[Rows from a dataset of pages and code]
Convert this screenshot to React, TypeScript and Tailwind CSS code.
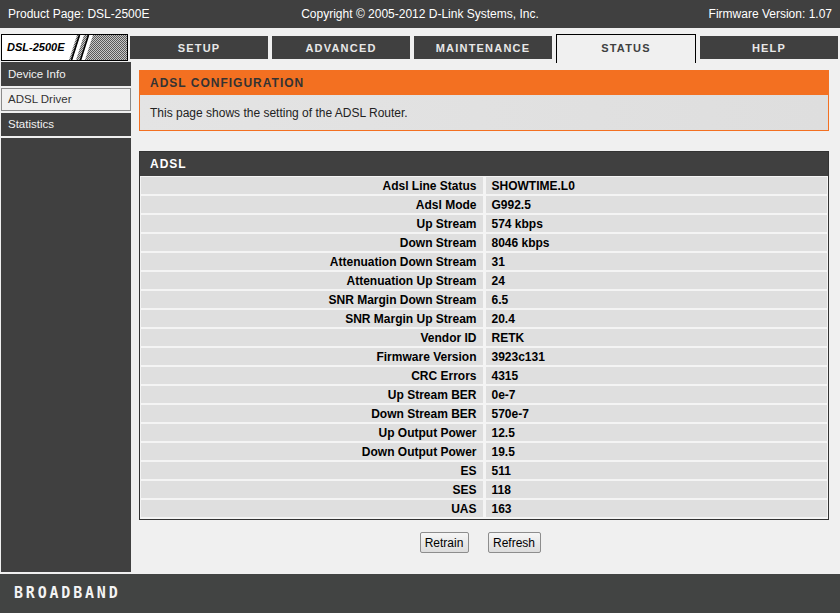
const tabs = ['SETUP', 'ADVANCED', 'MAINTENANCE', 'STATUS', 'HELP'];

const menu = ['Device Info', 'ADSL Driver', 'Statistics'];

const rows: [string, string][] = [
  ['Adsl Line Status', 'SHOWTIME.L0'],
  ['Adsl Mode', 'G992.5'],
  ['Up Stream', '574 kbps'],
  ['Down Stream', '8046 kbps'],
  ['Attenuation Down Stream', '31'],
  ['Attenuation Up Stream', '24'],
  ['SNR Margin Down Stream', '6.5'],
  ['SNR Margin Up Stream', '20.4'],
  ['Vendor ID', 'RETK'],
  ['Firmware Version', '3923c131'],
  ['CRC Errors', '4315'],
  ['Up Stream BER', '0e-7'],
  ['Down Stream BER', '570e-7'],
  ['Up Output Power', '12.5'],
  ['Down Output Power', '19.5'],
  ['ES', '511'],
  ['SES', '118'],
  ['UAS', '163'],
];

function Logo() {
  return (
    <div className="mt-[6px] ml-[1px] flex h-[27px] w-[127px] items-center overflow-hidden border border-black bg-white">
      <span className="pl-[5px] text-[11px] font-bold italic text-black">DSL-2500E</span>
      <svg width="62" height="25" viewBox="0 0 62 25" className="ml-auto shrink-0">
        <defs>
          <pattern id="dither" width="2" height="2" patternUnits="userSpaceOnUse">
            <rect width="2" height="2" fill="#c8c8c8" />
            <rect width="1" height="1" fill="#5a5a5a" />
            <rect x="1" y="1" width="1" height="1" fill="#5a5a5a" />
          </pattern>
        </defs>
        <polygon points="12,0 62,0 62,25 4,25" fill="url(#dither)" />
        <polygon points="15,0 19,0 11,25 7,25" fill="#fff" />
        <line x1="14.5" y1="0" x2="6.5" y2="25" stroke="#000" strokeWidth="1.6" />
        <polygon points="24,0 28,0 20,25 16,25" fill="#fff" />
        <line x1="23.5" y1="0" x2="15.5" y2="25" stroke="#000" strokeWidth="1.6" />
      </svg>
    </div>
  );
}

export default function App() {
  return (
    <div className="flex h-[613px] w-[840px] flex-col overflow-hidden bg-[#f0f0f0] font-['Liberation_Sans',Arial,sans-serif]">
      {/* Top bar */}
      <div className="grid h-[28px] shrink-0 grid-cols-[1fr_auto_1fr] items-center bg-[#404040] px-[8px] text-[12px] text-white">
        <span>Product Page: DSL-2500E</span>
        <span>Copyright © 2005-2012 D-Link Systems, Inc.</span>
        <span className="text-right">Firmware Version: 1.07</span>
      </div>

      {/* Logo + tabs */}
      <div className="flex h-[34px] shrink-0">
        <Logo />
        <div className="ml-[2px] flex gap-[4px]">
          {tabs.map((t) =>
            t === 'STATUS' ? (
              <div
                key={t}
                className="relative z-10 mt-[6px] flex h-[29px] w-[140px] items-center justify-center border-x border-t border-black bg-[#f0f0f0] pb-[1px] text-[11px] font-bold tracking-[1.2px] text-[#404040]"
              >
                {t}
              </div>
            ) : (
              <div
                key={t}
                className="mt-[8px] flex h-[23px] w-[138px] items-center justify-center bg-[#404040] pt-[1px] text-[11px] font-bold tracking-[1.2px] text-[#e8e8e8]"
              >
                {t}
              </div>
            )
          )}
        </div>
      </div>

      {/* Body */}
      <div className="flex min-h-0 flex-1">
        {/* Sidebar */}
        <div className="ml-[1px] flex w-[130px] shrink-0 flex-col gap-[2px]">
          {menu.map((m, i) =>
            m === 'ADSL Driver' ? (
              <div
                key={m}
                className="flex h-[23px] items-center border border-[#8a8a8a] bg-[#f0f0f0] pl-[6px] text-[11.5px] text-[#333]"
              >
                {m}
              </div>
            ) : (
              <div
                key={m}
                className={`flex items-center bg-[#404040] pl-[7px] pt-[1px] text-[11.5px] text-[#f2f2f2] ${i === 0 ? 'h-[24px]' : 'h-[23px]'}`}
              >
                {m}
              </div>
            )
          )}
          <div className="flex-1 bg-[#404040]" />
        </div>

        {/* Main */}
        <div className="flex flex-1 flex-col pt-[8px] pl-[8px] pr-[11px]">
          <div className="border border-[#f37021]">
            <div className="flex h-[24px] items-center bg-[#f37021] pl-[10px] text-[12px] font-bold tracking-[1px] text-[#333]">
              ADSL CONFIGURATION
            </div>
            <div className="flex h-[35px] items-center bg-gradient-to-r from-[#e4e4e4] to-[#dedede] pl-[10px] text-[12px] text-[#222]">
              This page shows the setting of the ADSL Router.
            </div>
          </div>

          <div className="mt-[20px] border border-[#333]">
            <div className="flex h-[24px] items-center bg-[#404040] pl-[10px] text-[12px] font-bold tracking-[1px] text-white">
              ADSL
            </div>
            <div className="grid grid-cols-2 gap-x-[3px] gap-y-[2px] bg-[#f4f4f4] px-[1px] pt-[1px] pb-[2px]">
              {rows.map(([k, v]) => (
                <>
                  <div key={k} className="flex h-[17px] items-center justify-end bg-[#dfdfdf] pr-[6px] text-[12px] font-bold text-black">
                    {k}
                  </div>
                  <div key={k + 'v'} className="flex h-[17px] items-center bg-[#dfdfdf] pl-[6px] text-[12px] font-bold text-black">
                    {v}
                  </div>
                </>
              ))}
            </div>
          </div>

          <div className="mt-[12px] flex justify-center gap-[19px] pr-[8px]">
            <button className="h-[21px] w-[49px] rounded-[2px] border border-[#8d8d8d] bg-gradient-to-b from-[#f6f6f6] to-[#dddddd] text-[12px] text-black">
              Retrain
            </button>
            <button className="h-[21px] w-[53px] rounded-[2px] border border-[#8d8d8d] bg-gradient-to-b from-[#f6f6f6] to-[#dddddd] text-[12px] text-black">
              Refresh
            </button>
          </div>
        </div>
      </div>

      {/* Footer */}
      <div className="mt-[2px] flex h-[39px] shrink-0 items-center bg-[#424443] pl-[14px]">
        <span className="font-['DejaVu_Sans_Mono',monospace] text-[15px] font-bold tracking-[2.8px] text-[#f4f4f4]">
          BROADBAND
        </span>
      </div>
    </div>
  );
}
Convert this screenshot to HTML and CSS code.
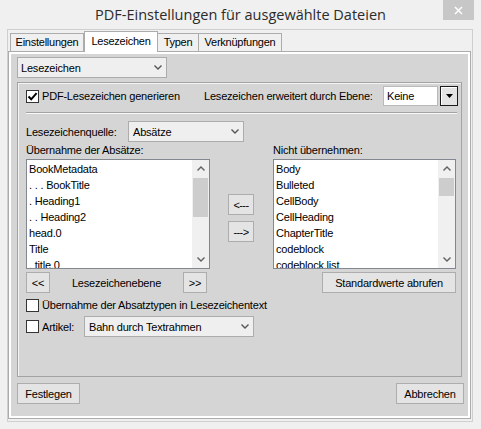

→ Problem details
Restate each line of the records exactly; pictures do not belong in the copy.

→ Full response
Convert this screenshot to React, TypeScript and Tailwind CSS code.
const tabs = ['SETUP', 'ADVANCED', 'MAINTENANCE', 'STATUS', 'HELP'];

const menu = ['Device Info', 'ADSL Driver', 'Statistics'];

const rows: [string, string][] = [
  ['Adsl Line Status', 'SHOWTIME.L0'],
  ['Adsl Mode', 'G992.5'],
  ['Up Stream', '574 kbps'],
  ['Down Stream', '8046 kbps'],
  ['Attenuation Down Stream', '31'],
  ['Attenuation Up Stream', '24'],
  ['SNR Margin Down Stream', '6.5'],
  ['SNR Margin Up Stream', '20.4'],
  ['Vendor ID', 'RETK'],
  ['Firmware Version', '3923c131'],
  ['CRC Errors', '4315'],
  ['Up Stream BER', '0e-7'],
  ['Down Stream BER', '570e-7'],
  ['Up Output Power', '12.5'],
  ['Down Output Power', '19.5'],
  ['ES', '511'],
  ['SES', '118'],
  ['UAS', '163'],
];

function Logo() {
  return (
    <div className="mt-[6px] ml-[1px] flex h-[27px] w-[127px] items-center overflow-hidden border border-black bg-white">
      <span className="pl-[5px] text-[11px] font-bold italic text-black">DSL-2500E</span>
      <svg width="62" height="25" viewBox="0 0 62 25" className="ml-auto shrink-0">
        <defs>
          <pattern id="dither" width="2" height="2" patternUnits="userSpaceOnUse">
            <rect width="2" height="2" fill="#c8c8c8" />
            <rect width="1" height="1" fill="#5a5a5a" />
            <rect x="1" y="1" width="1" height="1" fill="#5a5a5a" />
          </pattern>
        </defs>
        <polygon points="12,0 62,0 62,25 4,25" fill="url(#dither)" />
        <polygon points="15,0 19,0 11,25 7,25" fill="#fff" />
        <line x1="14.5" y1="0" x2="6.5" y2="25" stroke="#000" strokeWidth="1.6" />
        <polygon points="24,0 28,0 20,25 16,25" fill="#fff" />
        <line x1="23.5" y1="0" x2="15.5" y2="25" stroke="#000" strokeWidth="1.6" />
      </svg>
    </div>
  );
}

export default function App() {
  return (
    <div className="flex h-[613px] w-[840px] flex-col overflow-hidden bg-[#f0f0f0] font-['Liberation_Sans',Arial,sans-serif]">
      {/* Top bar */}
      <div className="grid h-[28px] shrink-0 grid-cols-[1fr_auto_1fr] items-center bg-[#404040] px-[8px] text-[12px] text-white">
        <span>Product Page: DSL-2500E</span>
        <span>Copyright © 2005-2012 D-Link Systems, Inc.</span>
        <span className="text-right">Firmware Version: 1.07</span>
      </div>

      {/* Logo + tabs */}
      <div className="flex h-[34px] shrink-0">
        <Logo />
        <div className="ml-[2px] flex gap-[4px]">
          {tabs.map((t) =>
            t === 'STATUS' ? (
              <div
                key={t}
                className="relative z-10 mt-[6px] flex h-[29px] w-[140px] items-center justify-center border-x border-t border-black bg-[#f0f0f0] pb-[1px] text-[11px] font-bold tracking-[1.2px] text-[#404040]"
              >
                {t}
              </div>
            ) : (
              <div
                key={t}
                className="mt-[8px] flex h-[23px] w-[138px] items-center justify-center bg-[#404040] pt-[1px] text-[11px] font-bold tracking-[1.2px] text-[#e8e8e8]"
              >
                {t}
              </div>
            )
          )}
        </div>
      </div>

      {/* Body */}
      <div className="flex min-h-0 flex-1">
        {/* Sidebar */}
        <div className="ml-[1px] flex w-[130px] shrink-0 flex-col gap-[2px]">
          {menu.map((m, i) =>
            m === 'ADSL Driver' ? (
              <div
                key={m}
                className="flex h-[23px] items-center border border-[#8a8a8a] bg-[#f0f0f0] pl-[6px] text-[11.5px] text-[#333]"
              >
                {m}
              </div>
            ) : (
              <div
                key={m}
                className={`flex items-center bg-[#404040] pl-[7px] pt-[1px] text-[11.5px] text-[#f2f2f2] ${i === 0 ? 'h-[24px]' : 'h-[23px]'}`}
              >
                {m}
              </div>
            )
          )}
          <div className="flex-1 bg-[#404040]" />
        </div>

        {/* Main */}
        <div className="flex flex-1 flex-col pt-[8px] pl-[8px] pr-[11px]">
          <div className="border border-[#f37021]">
            <div className="flex h-[24px] items-center bg-[#f37021] pl-[10px] text-[12px] font-bold tracking-[1px] text-[#333]">
              ADSL CONFIGURATION
            </div>
            <div className="flex h-[35px] items-center bg-gradient-to-r from-[#e4e4e4] to-[#dedede] pl-[10px] text-[12px] text-[#222]">
              This page shows the setting of the ADSL Router.
            </div>
          </div>

          <div className="mt-[20px] border border-[#333]">
            <div className="flex h-[24px] items-center bg-[#404040] pl-[10px] text-[12px] font-bold tracking-[1px] text-white">
              ADSL
            </div>
            <div className="grid grid-cols-2 gap-x-[3px] gap-y-[2px] bg-[#f4f4f4] px-[1px] pt-[1px] pb-[2px]">
              {rows.map(([k, v]) => (
                <>
                  <div key={k} className="flex h-[17px] items-center justify-end bg-[#dfdfdf] pr-[6px] text-[12px] font-bold text-black">
                    {k}
                  </div>
                  <div key={k + 'v'} className="flex h-[17px] items-center bg-[#dfdfdf] pl-[6px] text-[12px] font-bold text-black">
                    {v}
                  </div>
                </>
              ))}
            </div>
          </div>

          <div className="mt-[12px] flex justify-center gap-[19px] pr-[8px]">
            <button className="h-[21px] w-[49px] rounded-[2px] border border-[#8d8d8d] bg-gradient-to-b from-[#f6f6f6] to-[#dddddd] text-[12px] text-black">
              Retrain
            </button>
            <button className="h-[21px] w-[53px] rounded-[2px] border border-[#8d8d8d] bg-gradient-to-b from-[#f6f6f6] to-[#dddddd] text-[12px] text-black">
              Refresh
            </button>
          </div>
        </div>
      </div>

      {/* Footer */}
      <div className="mt-[2px] flex h-[39px] shrink-0 items-center bg-[#424443] pl-[14px]">
        <span className="font-['DejaVu_Sans_Mono',monospace] text-[15px] font-bold tracking-[2.8px] text-[#f4f4f4]">
          BROADBAND
        </span>
      </div>
    </div>
  );
}
Convert this screenshot to HTML and CSS code.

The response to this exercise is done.